Repeating a lie will not make it true.
There’s an old saying:
“When the facts are in your favour, pound the facts. When the law is in your favour, pound the law. When neither are in your favour, pound the table”
Hi Eleanor.
Mr Mc Cann was exonerated of the key charge levelled against him – the reason the Lynch report was commissioned. Did he display an error of judgement? The Lynch report suggests so, but this was not the core charge, nor would many regard it as a sackable offense.
I don’t like seeing people being shafted. Even those I don’t know terribly well. So the pounding will continue for now.
The Lynch report found that the Chief Scout did not act appropriately, both in having the referenced meeting and in failing to disclose that meeting to the then NMC.
There is no getting away from it, and no amout of fudge will change it.
SI have been shockingly remiss in failing to address the conclusions of the Lynch Report.
Having said that it is for Scouting Ireland to decide on what disciplinary action should be taken – it is totally unhelpful, in my view, to debate in a public forum what that action should be.
Thanks for your comments Eleanor. I respect your views.
The reference to an exchange (put the Chief Scout back in place in return for not investigating the staff who had sole responsibility for safeguarding) rather suggests such an investigation is in any way likely.
I notice you still haven’t clarified where this ‘Transition’ document is published?
It also noted that there wasn’t a procedure or policy broken, that the appropriate thing to do was not clear, and did not note any of the actions of any of the staff who were entirely responsible for safeguarding.

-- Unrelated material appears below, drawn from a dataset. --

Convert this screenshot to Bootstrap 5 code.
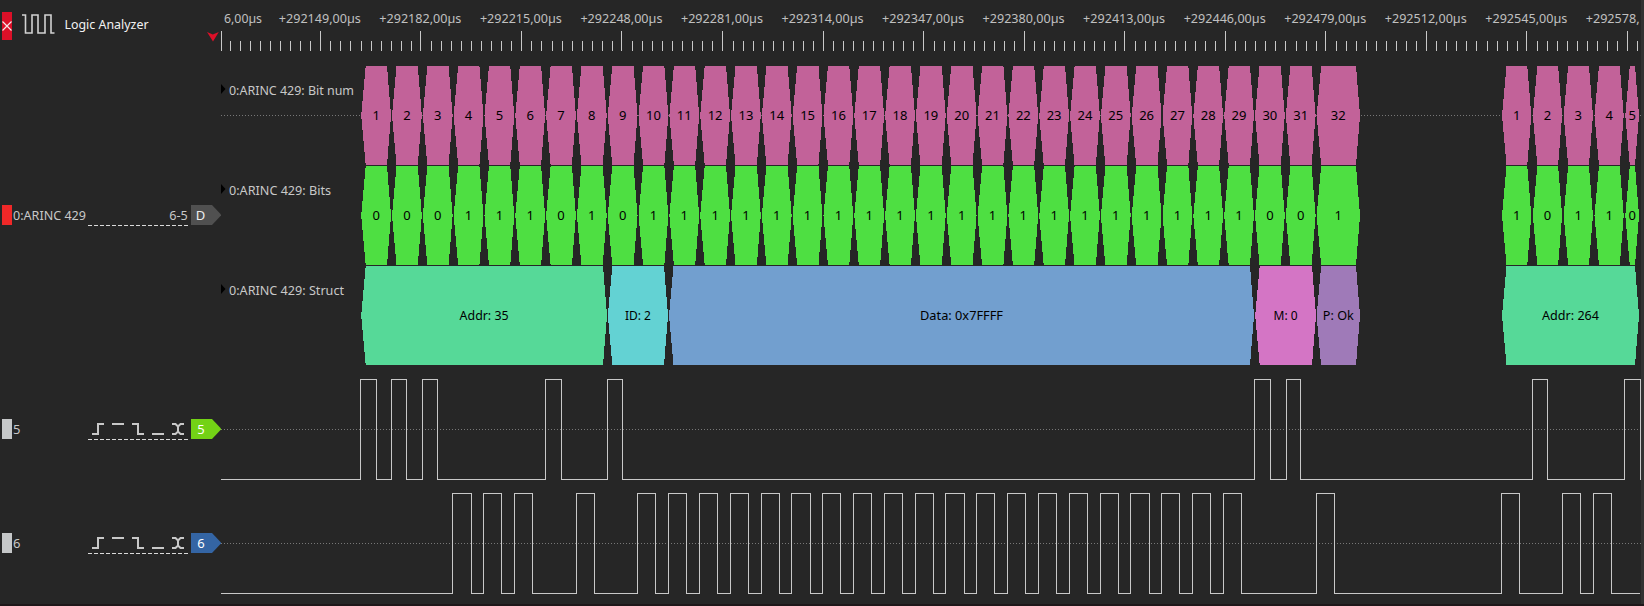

Update: garret has sent me the ‘Transition’ document to which he refers, by private message; this being the method by which he received it.
I have been unable to find it on the SI website and I’m pretty sure it wasn’t emailed to members.
That being the case, I have to conclude that the document has not been published and is not in the public domain.
It is not reasonable to debate an unpublished paper or to attempt to persuade others to your views when the paper is question is not freely available for people to read themselves.